(begin)

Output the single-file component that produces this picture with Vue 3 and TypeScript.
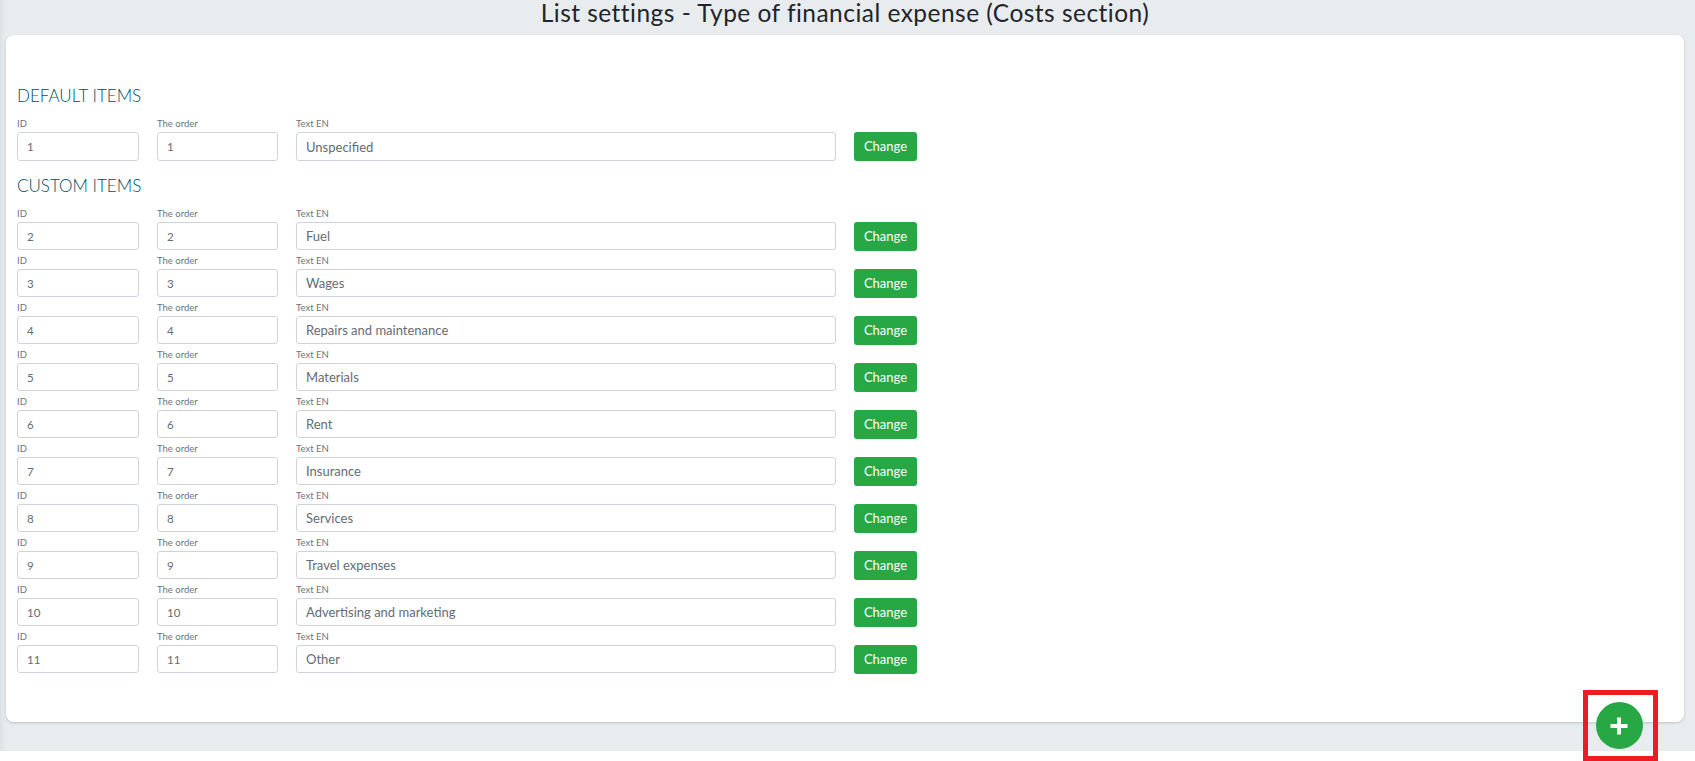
<script setup lang="ts">
interface Item { id: number; text: string }
const defaults: Item[] = [{ id: 1, text: 'Unspecified' }]
const customs: Item[] = [
  { id: 2, text: 'Fuel' },
  { id: 3, text: 'Wages' },
  { id: 4, text: 'Repairs and maintenance' },
  { id: 5, text: 'Materials' },
  { id: 6, text: 'Rent' },
  { id: 7, text: 'Insurance' },
  { id: 8, text: 'Services' },
  { id: 9, text: 'Travel expenses' },
  { id: 10, text: 'Advertising and marketing' },
  { id: 11, text: 'Other' },
]
const sections = [
  { title: 'DEFAULT ITEMS', items: defaults },
  { title: 'CUSTOM ITEMS', items: customs },
]
</script>

<template>
  <div class="shot">
    <div class="page">
      <h1 class="title">List settings - Type of financial expense (Costs section)</h1>
      <main class="card">
        <section v-for="s in sections" :key="s.title" class="section">
          <h2 class="heading">{{ s.title }}</h2>
          <div v-for="item in s.items" :key="item.id" class="row">
            <label class="field id-col">
              <span class="label">ID</span>
              <input class="input num" :value="item.id" />
            </label>
            <label class="field order-col">
              <span class="label">The order</span>
              <input class="input num" :value="item.id" />
            </label>
            <label class="field wide">
              <span class="label">Text EN</span>
              <input class="input text" :value="item.text" />
            </label>
            <button class="btn" type="button">Change</button>
          </div>
        </section>
      </main>
    </div>
    <div class="highlight">
      <button class="fab" type="button" aria-label="Add">
        <svg width="18" height="18" viewBox="0 0 18 18"><path d="M9 .5v17M.5 9h17" stroke="#fff" stroke-width="4" fill="none" /></svg>
      </button>
    </div>
  </div>
</template>

<style>
html, body { margin: 0; background: #fff; }
</style>

<style scoped>
.shot {
  position: relative;
  height: 761px;
  overflow: hidden;
  font-family: Lato, "Open Sans", sans-serif;
}
.page {
  height: 751px;
  background: #e9ecef;
  box-shadow: inset 5px 0 5px -3px rgba(0, 0, 0, 0.06);
}
.title {
  margin: 0;
  height: 35px;
  padding-right: 5px;
  line-height: 26px;
  text-align: center;
  font-size: 24.5px;
  font-weight: 400;
  color: #212529;
  letter-spacing: 0.47px;
}
.card {
  box-sizing: border-box;
  height: 687px;
  margin: 0 11px 0 6px;
  padding: 49px 11px 0;
  background: #fff;
  border-radius: 8px;
  box-shadow: 0 1px 3px rgba(0, 0, 0, 0.18);
}
.section + .section { margin-top: 13px; }
.heading {
  margin: 0 0 6px;
  height: 24px;
  line-height: 24px;
  font-size: 17px;
  font-weight: 300;
  color: #004f5c;
}
.row {
  display: flex;
  align-items: flex-end;
  gap: 18px;
  height: 47px;
}
.field { display: flex; flex-direction: column; }
.id-col { width: 122px; }
.order-col { width: 121px; }
.wide { width: 540px; }
.section + .section .field { padding-bottom: 1px; }
.label {
  margin-bottom: 2.5px;
  font-size: 9.5px;
  line-height: 12px;
  color: #6c757d;
}
.input {
  box-sizing: border-box;
  width: 100%;
  height: 29px;
  padding: 0 9px;
  border: 1px solid #ced4da;
  border-radius: 3px;
  background: #fff;
  font: 13px Lato, "Open Sans", sans-serif;
  color: #646c74;
  outline: none;
}
.section + .section .input { height: 28px; }
.input.text { padding: 0 9px; }
.input.num { font-size: 11.5px; }
.btn {
  box-sizing: border-box;
  width: 63px;
  height: 29px;
  border: 0;
  border-radius: 3px;
  background: #28a745;
  color: #fff;
  font: 13px Lato, "Open Sans", sans-serif;
  padding: 0 0 1px;
}
.highlight {
  position: absolute;
  box-sizing: border-box;
  left: 1583px;
  top: 690px;
  width: 75px;
  height: 71px;
  border: 5px solid #ed1c24;
  display: flex;
  align-items: center;
  justify-content: center;
}
.fab {
  display: flex;
  align-items: center;
  justify-content: center;
  width: 47px;
  height: 47px;
  margin-right: 3px;
  padding: 0;
  border: 0;
  border-radius: 50%;
  background: #28a745;
}
</style>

(end)

- What the task requires:
Return the listing above word for word, with the pictures removed.

- Solution for this task:
Output the single-file component that produces this picture with Vue 3 and TypeScript.
<script setup lang="ts">
interface Item { id: number; text: string }
const defaults: Item[] = [{ id: 1, text: 'Unspecified' }]
const customs: Item[] = [
  { id: 2, text: 'Fuel' },
  { id: 3, text: 'Wages' },
  { id: 4, text: 'Repairs and maintenance' },
  { id: 5, text: 'Materials' },
  { id: 6, text: 'Rent' },
  { id: 7, text: 'Insurance' },
  { id: 8, text: 'Services' },
  { id: 9, text: 'Travel expenses' },
  { id: 10, text: 'Advertising and marketing' },
  { id: 11, text: 'Other' },
]
const sections = [
  { title: 'DEFAULT ITEMS', items: defaults },
  { title: 'CUSTOM ITEMS', items: customs },
]
</script>

<template>
  <div class="shot">
    <div class="page">
      <h1 class="title">List settings - Type of financial expense (Costs section)</h1>
      <main class="card">
        <section v-for="s in sections" :key="s.title" class="section">
          <h2 class="heading">{{ s.title }}</h2>
          <div v-for="item in s.items" :key="item.id" class="row">
            <label class="field id-col">
              <span class="label">ID</span>
              <input class="input num" :value="item.id" />
            </label>
            <label class="field order-col">
              <span class="label">The order</span>
              <input class="input num" :value="item.id" />
            </label>
            <label class="field wide">
              <span class="label">Text EN</span>
              <input class="input text" :value="item.text" />
            </label>
            <button class="btn" type="button">Change</button>
          </div>
        </section>
      </main>
    </div>
    <div class="highlight">
      <button class="fab" type="button" aria-label="Add">
        <svg width="18" height="18" viewBox="0 0 18 18"><path d="M9 .5v17M.5 9h17" stroke="#fff" stroke-width="4" fill="none" /></svg>
      </button>
    </div>
  </div>
</template>

<style>
html, body { margin: 0; background: #fff; }
</style>

<style scoped>
.shot {
  position: relative;
  height: 761px;
  overflow: hidden;
  font-family: Lato, "Open Sans", sans-serif;
}
.page {
  height: 751px;
  background: #e9ecef;
  box-shadow: inset 5px 0 5px -3px rgba(0, 0, 0, 0.06);
}
.title {
  margin: 0;
  height: 35px;
  padding-right: 5px;
  line-height: 26px;
  text-align: center;
  font-size: 24.5px;
  font-weight: 400;
  color: #212529;
  letter-spacing: 0.47px;
}
.card {
  box-sizing: border-box;
  height: 687px;
  margin: 0 11px 0 6px;
  padding: 49px 11px 0;
  background: #fff;
  border-radius: 8px;
  box-shadow: 0 1px 3px rgba(0, 0, 0, 0.18);
}
.section + .section { margin-top: 13px; }
.heading {
  margin: 0 0 6px;
  height: 24px;
  line-height: 24px;
  font-size: 17px;
  font-weight: 300;
  color: #004f5c;
}
.row {
  display: flex;
  align-items: flex-end;
  gap: 18px;
  height: 47px;
}
.field { display: flex; flex-direction: column; }
.id-col { width: 122px; }
.order-col { width: 121px; }
.wide { width: 540px; }
.section + .section .field { padding-bottom: 1px; }
.label {
  margin-bottom: 2.5px;
  font-size: 9.5px;
  line-height: 12px;
  color: #6c757d;
}
.input {
  box-sizing: border-box;
  width: 100%;
  height: 29px;
  padding: 0 9px;
  border: 1px solid #ced4da;
  border-radius: 3px;
  background: #fff;
  font: 13px Lato, "Open Sans", sans-serif;
  color: #646c74;
  outline: none;
}
.section + .section .input { height: 28px; }
.input.text { padding: 0 9px; }
.input.num { font-size: 11.5px; }
.btn {
  box-sizing: border-box;
  width: 63px;
  height: 29px;
  border: 0;
  border-radius: 3px;
  background: #28a745;
  color: #fff;
  font: 13px Lato, "Open Sans", sans-serif;
  padding: 0 0 1px;
}
.highlight {
  position: absolute;
  box-sizing: border-box;
  left: 1583px;
  top: 690px;
  width: 75px;
  height: 71px;
  border: 5px solid #ed1c24;
  display: flex;
  align-items: center;
  justify-content: center;
}
.fab {
  display: flex;
  align-items: center;
  justify-content: center;
  width: 47px;
  height: 47px;
  margin-right: 3px;
  padding: 0;
  border: 0;
  border-radius: 50%;
  background: #28a745;
}
</style>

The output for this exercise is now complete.